Clémence Roy-Darisse (CRD) : J’ai commencé à toucher aux arts avec le violon […]. J’aimais beaucoup la musique, mais le seul petit hic, c’était qu’à chaque fois que je faisais une erreur, ça se voyait tout de suite sur mon visage. Les gens me disaient en blaguant : « tu devrais faire du théâtre parce que t’es tellement expressive ».
C’est seulement à l’âge de quatorze ans que j’ai commencé à en faire concrètement avec des cours. J’ai abandonné le violon pour me plonger d’abord dans le théâtre musical […], puis j’ai fait du théâtre avec le Théâtre de l’Île au cégep, et à l’Université. Ça a l’air que je suis encore dans ça, malgré la pandémie ; c’est impossible pour moi d’arrêter, même si tous les théâtres sont fermés.
LR : Qu’est-ce que vous aimez dans le théâtre ?
CRD : Son aspect collectif et rassembleur. C’est un art qui, comparativement au cinéma et à la télévision, repose sur le présentiel […]. La base du théâtre, c’est d’être un groupe de gens dans une même salle qui vit la même chose en même temps.
Pour moi, c’est aussi un art qui permet d’être un peu plus éclaté dans la forme, de faire sortir les choses du cadre réaliste, qui doit être quand même un peu plus respecté avec la télévision ou le cinéma. Parce que le théâtre impose que les gens soient dans la même pièce, il a un caractère qui est un peu plus politique [que les autres formes d’art]. Mais après tout, c’est aussi que j’aime en faire.
LR : Qu’est-ce que vous souhaitez transmettre à votre public en écrivant ?
CRD : Ça change avec le temps. Mais je dirais qu’en ce moment, ce que je veux transmettre c’est plutôt un désir de révolte, d’action, un désir de changer le monde […]. C’est un peu idéaliste.
Ma maîtrise porte sur le théâtre écologique, et ma grande question c’est : « Comment est-ce que le théâtre peut contribuer à lutter contre le sentiment d’impuissance face à la crise climatique ? » C’est une problématique qui nous sidère, qui nous rend souvent plus apathiques que motivé.e.s à changer les choses. Pourtant, la tâche est tellement énorme qu’il faut qu’il y ait des gens qui mettent la main à la pâte.
Mais, comment peut-on justement trouver ce désir d’agir, et cet espoir, qui est parfois difficile à avoir face aux statistiques et à l’urgence quasiment déclarée. Donc, [ce qui est important] c’est de créer des pièces qui contribuent à créer des espoirs collectifs. Et si quelques personnes dans la salle peuvent sentir qu’elles font partie de quelque chose de plus grand qu’elles, je pense qu’à partir de ça, elles vont avoir envie de créer des liens avec leur collectivité et de changer les choses.

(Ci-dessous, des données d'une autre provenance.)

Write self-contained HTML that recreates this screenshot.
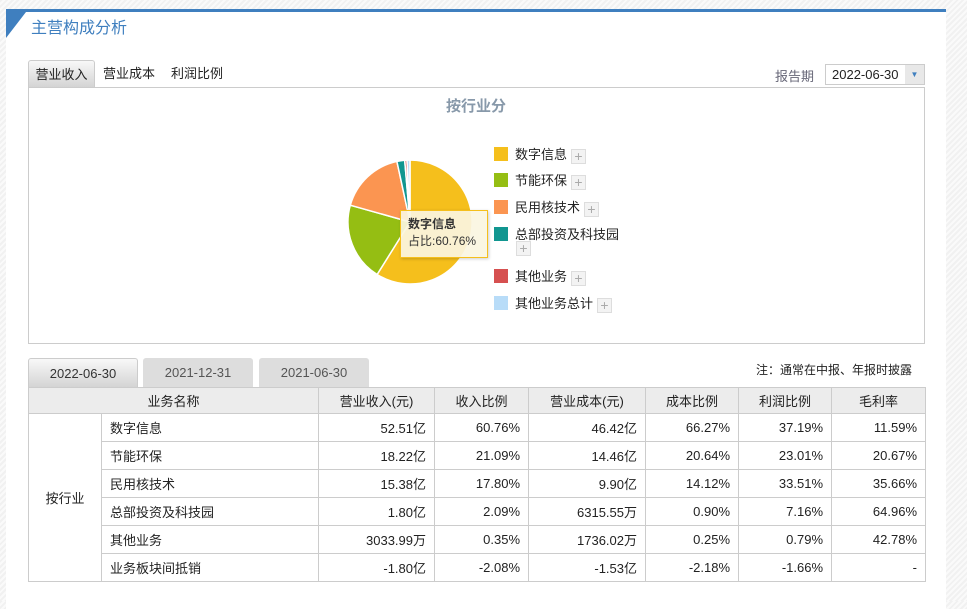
<!DOCTYPE html>
<html><head><meta charset="utf-8"><style>
*{margin:0;padding:0;box-sizing:border-box}
body{width:967px;height:601px;overflow:hidden;font-family:"Liberation Sans","Noto Sans CJK SC",sans-serif;font-size:13px;color:#222;
background:repeating-linear-gradient(135deg,#f1f1f1 0 2px,#fafafa 2px 4px);position:relative}
.panel{position:absolute;left:6px;top:9px;width:940px;height:600px;background:#fff;border-top:3px solid #3f7fbf}
.corner{position:absolute;left:6px;top:12px;width:0;height:0;border-top:26px solid #3f7fbf;border-right:20px solid transparent}
.title{position:absolute;left:31px;top:14px;font-size:16px;color:#3f7fbf}
.abs{position:absolute}
.tab{position:absolute;top:60px;height:27px;line-height:27px;text-align:center;font-size:13px}
.box{position:absolute;left:28px;top:87px;width:897px;height:257px;border:1px solid #ccc}
.leg{position:absolute;left:494px;font-size:13px}
.leg i{display:inline-block;width:14px;height:14px;vertical-align:-2px;margin-right:7px}
.plus{display:inline-block;width:15px;height:15px;border:1px solid #ddd;background:#f3f3f3;color:#aaa;font-size:14px;line-height:13px;text-align:center;vertical-align:-2px;margin-left:4px}
.dt{position:absolute;top:358px;height:29px;line-height:29px;text-align:center;font-size:13px;background:#ddd;color:#555;border-radius:3px 3px 0 0;width:110px}
table{position:absolute;left:28px;top:387px;border-collapse:collapse;width:897px;table-layout:fixed}
td,th{border:1px solid #ccc;height:28px;font-weight:normal;font-size:13px;padding:0 8px;white-space:nowrap}
th{background:#ececec;height:26px}
td.r{text-align:right}
</style></head><body>
<div class="panel"></div>
<div class="corner"></div>
<div class="title">主营构成分析</div>
<div class="tab" style="left:28px;width:67px;background:linear-gradient(#f8f8f8,#d4d4d4);border:1px solid #ccc;border-bottom:none;border-radius:3px 3px 0 0">营业收入</div>
<div class="tab" style="left:97px;width:64px">营业成本</div>
<div class="tab" style="left:165px;width:64px">利润比例</div>
<div class="abs" style="left:775px;top:66px;color:#667;font-size:13px">报告期</div>
<div class="abs" style="left:825px;top:64px;width:100px;height:21px;border:1px solid #ccc;line-height:19px;padding-left:6px;font-size:13px">2022-06-30<span style="position:absolute;right:0;top:0;width:19px;height:19px;background:#e8e8e8;color:#3f7fbf;font-size:8px;text-align:center">▼</span></div>
<div class="box"></div>
<div class="abs" style="left:446px;top:95px;font-size:15px;font-weight:bold;color:#8899aa">按行业分</div>
<svg class="abs" style="left:0;top:0" width="967" height="601">
<g stroke="#fff" stroke-width="1.5">
<path d="M410,222 L410,160 A62,62 0 1 1 377.1,274.5 Z" fill="#f5bf1c"/>
<path d="M410,222 L377.1,274.5 A62,62 0 0 1 350.3,205.2 Z" fill="#95be13"/>
<path d="M410,222 L350.3,205.2 A62,62 0 0 1 396.9,161.4 Z" fill="#fb9551"/>
<path d="M410,222 L396.9,161.4 A62,62 0 0 1 404.7,160.2 Z" fill="#119690"/>
<path d="M410,222 L404.7,160.2 A62,62 0 0 1 407,160.1 Z" fill="#d65050"/>
<path d="M410,222 L407,160.1 A62,62 0 0 1 410,160 Z" fill="#b8dcf8"/>
</g>
</svg>
<div class="abs" style="left:400px;top:210px;width:88px;height:48px;background:rgba(250,245,225,.92);border:1px solid #f5bf1c;padding:5px 7px;font-size:12px;line-height:17px;color:#333;box-shadow:1px 1px 3px rgba(0,0,0,.2)"><b>数字信息</b><br>占比:60.76%</div>
<div class="leg" style="top:144px"><i style="background:#f5bf1c"></i>数字信息<span class="plus">+</span></div>
<div class="leg" style="top:170px"><i style="background:#95be13"></i>节能环保<span class="plus">+</span></div>
<div class="leg" style="top:197px"><i style="background:#fb9551"></i>民用核技术<span class="plus">+</span></div>
<div class="leg" style="top:224px"><i style="background:#119690"></i>总部投资及科技园</div>
<div class="leg" style="top:239px;left:516px"><span class="plus" style="margin:0">+</span></div>
<div class="leg" style="top:266px"><i style="background:#d65050"></i>其他业务<span class="plus">+</span></div>
<div class="leg" style="top:293px"><i style="background:#b8dcf8"></i>其他业务总计<span class="plus">+</span></div>
<div class="dt" style="left:28px;background:linear-gradient(#f8f8f8,#d4d4d4);color:#333;border:1px solid #ccc;border-bottom:none">2022-06-30</div>
<div class="dt" style="left:143px">2021-12-31</div>
<div class="dt" style="left:259px">2021-06-30</div>
<div class="abs" style="left:756px;top:361px;font-size:12px">注：通常在中报、年报时披露</div>
<table>
<colgroup><col style="width:73px"><col style="width:217px"><col style="width:116px"><col style="width:94px"><col style="width:117px"><col style="width:93px"><col style="width:93px"><col style="width:94px"></colgroup>
<tr><th colspan="2">业务名称</th><th>营业收入(元)</th><th>收入比例</th><th>营业成本(元)</th><th>成本比例</th><th>利润比例</th><th>毛利率</th></tr>
<tr><td rowspan="6" style="text-align:center">按行业</td><td>数字信息</td><td class="r">52.51亿</td><td class="r">60.76%</td><td class="r">46.42亿</td><td class="r">66.27%</td><td class="r">37.19%</td><td class="r">11.59%</td></tr>
<tr><td>节能环保</td><td class="r">18.22亿</td><td class="r">21.09%</td><td class="r">14.46亿</td><td class="r">20.64%</td><td class="r">23.01%</td><td class="r">20.67%</td></tr>
<tr><td>民用核技术</td><td class="r">15.38亿</td><td class="r">17.80%</td><td class="r">9.90亿</td><td class="r">14.12%</td><td class="r">33.51%</td><td class="r">35.66%</td></tr>
<tr><td>总部投资及科技园</td><td class="r">1.80亿</td><td class="r">2.09%</td><td class="r">6315.55万</td><td class="r">0.90%</td><td class="r">7.16%</td><td class="r">64.96%</td></tr>
<tr><td>其他业务</td><td class="r">3033.99万</td><td class="r">0.35%</td><td class="r">1736.02万</td><td class="r">0.25%</td><td class="r">0.79%</td><td class="r">42.78%</td></tr>
<tr><td>业务板块间抵销</td><td class="r">-1.80亿</td><td class="r">-2.08%</td><td class="r">-1.53亿</td><td class="r">-2.18%</td><td class="r">-1.66%</td><td class="r">-</td></tr>
</table>
</body></html>
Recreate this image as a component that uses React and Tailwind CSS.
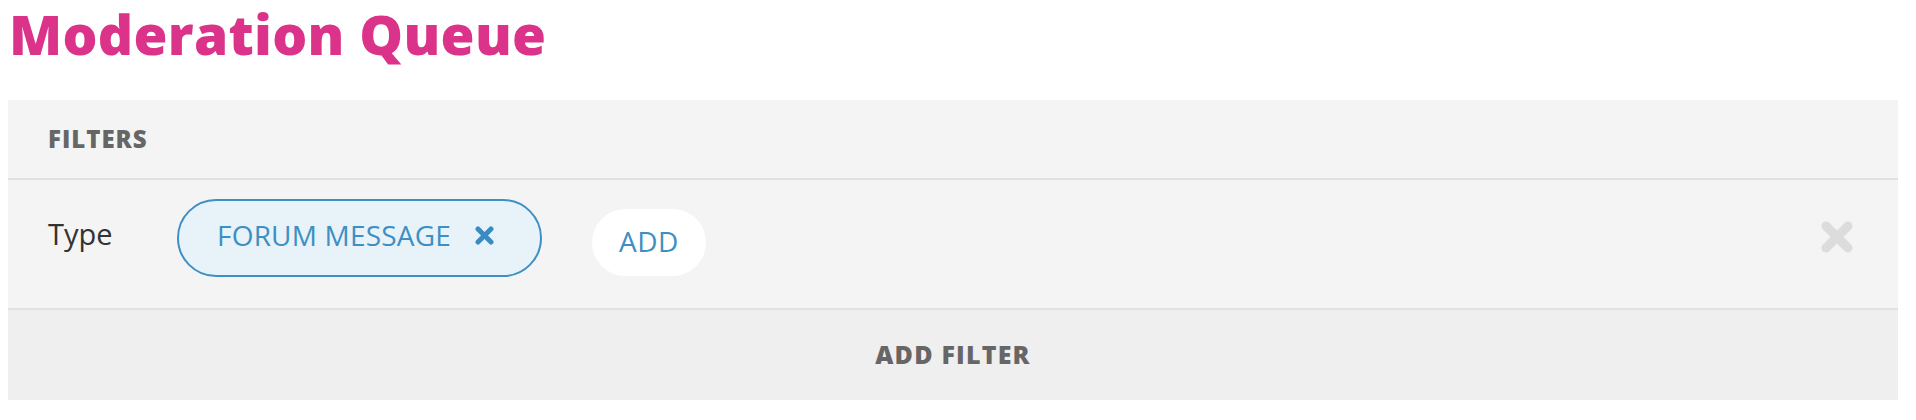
import { useState } from 'react'

function TimesIcon({ className, size = 20, stroke = 5 }) {
  const p = stroke / 2 + 0.5
  return (
    <svg
      width={size}
      height={size}
      viewBox={`0 0 ${size} ${size}`}
      className={className}
      fill="none"
      stroke="currentColor"
      strokeWidth={stroke}
      strokeLinecap="round"
    >
      <line x1={p} y1={p} x2={size - p} y2={size - p} />
      <line x1={size - p} y1={p} x2={p} y2={size - p} />
    </svg>
  )
}

export default function App() {
  const [types, setTypes] = useState(['FORUM MESSAGE'])

  return (
    <div className="min-h-screen bg-white font-['Open_Sans',sans-serif]">
      <div className="h-[100px] pl-[9px]">
        <h1 className="text-[55px] font-extrabold leading-[68px] tracking-[0.3px] text-[#db3389]">
          Moderation Queue
        </h1>
      </div>

      <div className="mx-[8px] w-[1890px]">
        <div className="flex h-[78px] items-center bg-[#f4f4f4] px-[40px]">
          <span className="text-[24px] font-extrabold uppercase tracking-[1px] text-[#666666]">
            Filters
          </span>
        </div>

        <div className="flex h-[130px] items-start border-t-2 border-[#e1e1e1] bg-[#f4f4f4] pl-[40px] pr-[45px] pt-[19px]">
          <div className="mt-[13px] w-[129px] text-[29px] text-[#333333]">Type</div>

          {types.map((t) => (
            <div
              key={t}
              className="flex h-[78px] w-[365px] items-center rounded-full border-2 border-[#3d8fc4] bg-[#e8f3f9] pb-[7px] pl-[38px]"
            >
              <span className="text-[28px] tracking-[0.2px] text-[#3d8fc4]">{t}</span>
              <button
                onClick={() => setTypes(types.filter((x) => x !== t))}
                className="ml-[24px] mt-[2px] text-[#3b8bc1]"
              >
                <TimesIcon size={19} stroke={5} />
              </button>
            </div>
          ))}

          <button className="ml-[50px] mt-[10px] flex h-[67px] w-[114px] items-center justify-center rounded-full bg-white pb-[3px] text-[28px] tracking-[0.5px] text-[#3d8fc4]">
            ADD
          </button>

          <button className="ml-auto mt-[22px] text-[#dcdcdc]">
            <TimesIcon size={32} stroke={9} />
          </button>
        </div>

        <div className="flex h-[92px] items-center justify-center border-t-2 border-[#e1e1e1] bg-[#efefef]">
          <span className="text-[25px] font-extrabold uppercase tracking-[1.2px] text-[#666666]">
            Add Filter
          </span>
        </div>
      </div>
    </div>
  )
}
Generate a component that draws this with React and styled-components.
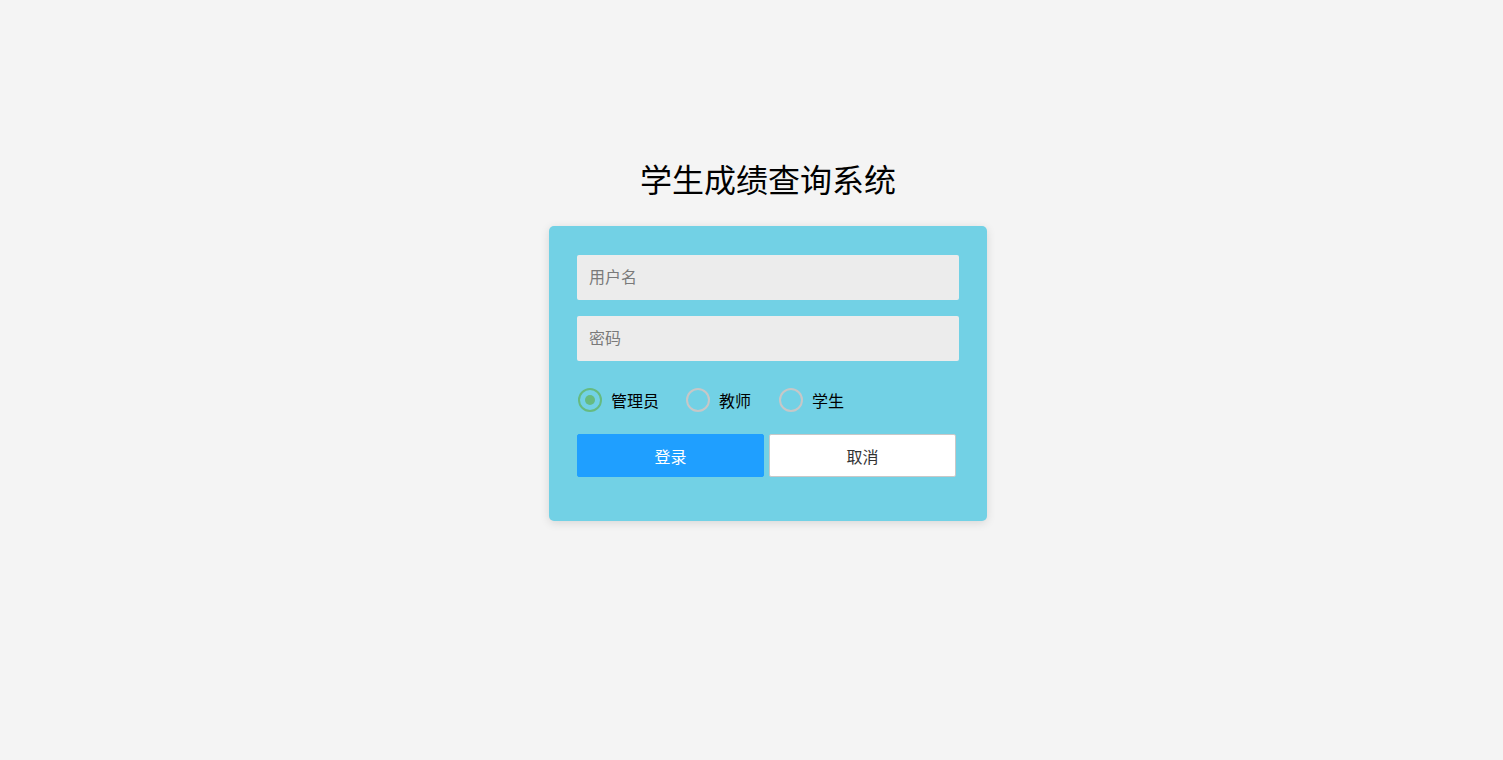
import React, { useState } from "react";
import styled, { createGlobalStyle } from "styled-components";

const GlobalStyle = createGlobalStyle`
  body {
    margin: 0;
    background: #f4f4f4;
    font-family: "Liberation Sans", "Noto Sans CJK SC", sans-serif;
  }
`;

const Page = styled.div`
  display: flex;
  flex-direction: column;
  align-items: center;
  padding-top: 161px;
  padding-left: 33px;
  min-height: 760px;
  box-sizing: border-box;
`;
const Title = styled.h1`
  margin: 0 0 25px;
  font-size: 32px;
  line-height: 40px;
  font-weight: normal;
  color: #000;
`;
const Card = styled.div`
  width: 438px;
  box-sizing: border-box;
  padding: 29px 28px 44px;
  background: #72d1e5;
  border-radius: 5px;
  box-shadow: 0 2px 10px rgba(0, 0, 0, 0.12);
`;
const Input = styled.input`
  display: block;
  width: 100%;
  height: 45px;
  box-sizing: border-box;
  margin-bottom: 16px;
  padding: 0 12px;
  border: none;
  border-radius: 2px;
  background: #ececec;
  font-family: inherit;
  font-size: 16px;
  color: #333;
  outline: none;
  &::placeholder {
    color: #7a7a7a;
  }
`;
const RadioRow = styled.div`
  display: flex;
  align-items: center;
  height: 46px;
  margin-top: 15px;
  margin-bottom: 11px;
`;
const RadioLabel = styled.label`
  display: flex;
  align-items: center;
  margin-right: ${(p) => p.$gap}px;
  font-size: 16px;
  color: #000;
  cursor: pointer;
`;
const Circle = styled.span`
  width: 20px;
  height: 20px;
  border-radius: 50%;
  border: 2px solid ${(p) => (p.$on ? "#66bb80" : "#c7c7c7")};
  margin: 0 9px 0 1px;
  display: flex;
  align-items: center;
  justify-content: center;
  &::after {
    content: "";
    width: 10px;
    height: 10px;
    border-radius: 50%;
    background: ${(p) => (p.$on ? "#66bb80" : "transparent")};
  }
`;
const Buttons = styled.div`
  display: flex;
  gap: 5px;
`;
const Button = styled.button`
  width: 187px;
  height: 43px;
  box-sizing: border-box;
  border-radius: 2px;
  font-family: inherit;
  font-size: 16px;
  cursor: pointer;
  border: 1px solid ${(p) => (p.$primary ? "#1f9fff" : "#c8c8c8")};
  background: ${(p) => (p.$primary ? "#1f9fff" : "#fff")};
  color: ${(p) => (p.$primary ? "#fff" : "#333")};
`;

const roles = [
  { name: "管理员", gap: 26 },
  { name: "教师", gap: 27 },
  { name: "学生", gap: 0 },
];

const App = () => {
  const [role, setRole] = useState("管理员");
  return (
    <Page>
      <GlobalStyle />
      <Title>学生成绩查询系统</Title>
      <Card>
        <Input placeholder="用户名" />
        <Input type="password" placeholder="密码" />
        <RadioRow>
          {roles.map((r) => (
            <RadioLabel key={r.name} $gap={r.gap} onClick={() => setRole(r.name)}>
              <Circle $on={role === r.name} />
              {r.name}
            </RadioLabel>
          ))}
        </RadioRow>
        <Buttons>
          <Button $primary>登录</Button>
          <Button>取消</Button>
        </Buttons>
      </Card>
    </Page>
  );
};

export default App;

LR : Vous avez donc une passion pour l’écologie. Pouvez-vous parler un peu plus de comment vous l’intégrez dans votre pratique ?
CRD : En fait, mon rêve ce serait d’avoir ma propre compagnie de théâtre qui serait écologique ; donc neutre en carbone, zéro déchet, et j’aimerais faire ça dans une serre […]. Ma maîtrise en théâtre est comme une amorce à ce grand projet que j’aimerais mettre en place dans les prochaines années.
Pour l’instant, ça [la passion pour l’environnement] s’inscrit dans ce que j’écris par une parole plus sociale et politique. L’écriture, je l’ai commencée avec le slam, une forme de parole souvent très engagée. C’est de la poésie parlée […]. Certaines revendications se sont inscrites avec cela, puis des fois j’essaie d’en inscrire un peu dans mes histoires, mais je ne l’ai pas encore fait directement dans mes pièces de théâtre. Je n’ai pas encore osé parler directement d’environnement, mais ça va être la prochaine pièce.
LR : Pour conclure, auriez-vous une anecdote amusante liée à votre expérience de comédienne et autrice ?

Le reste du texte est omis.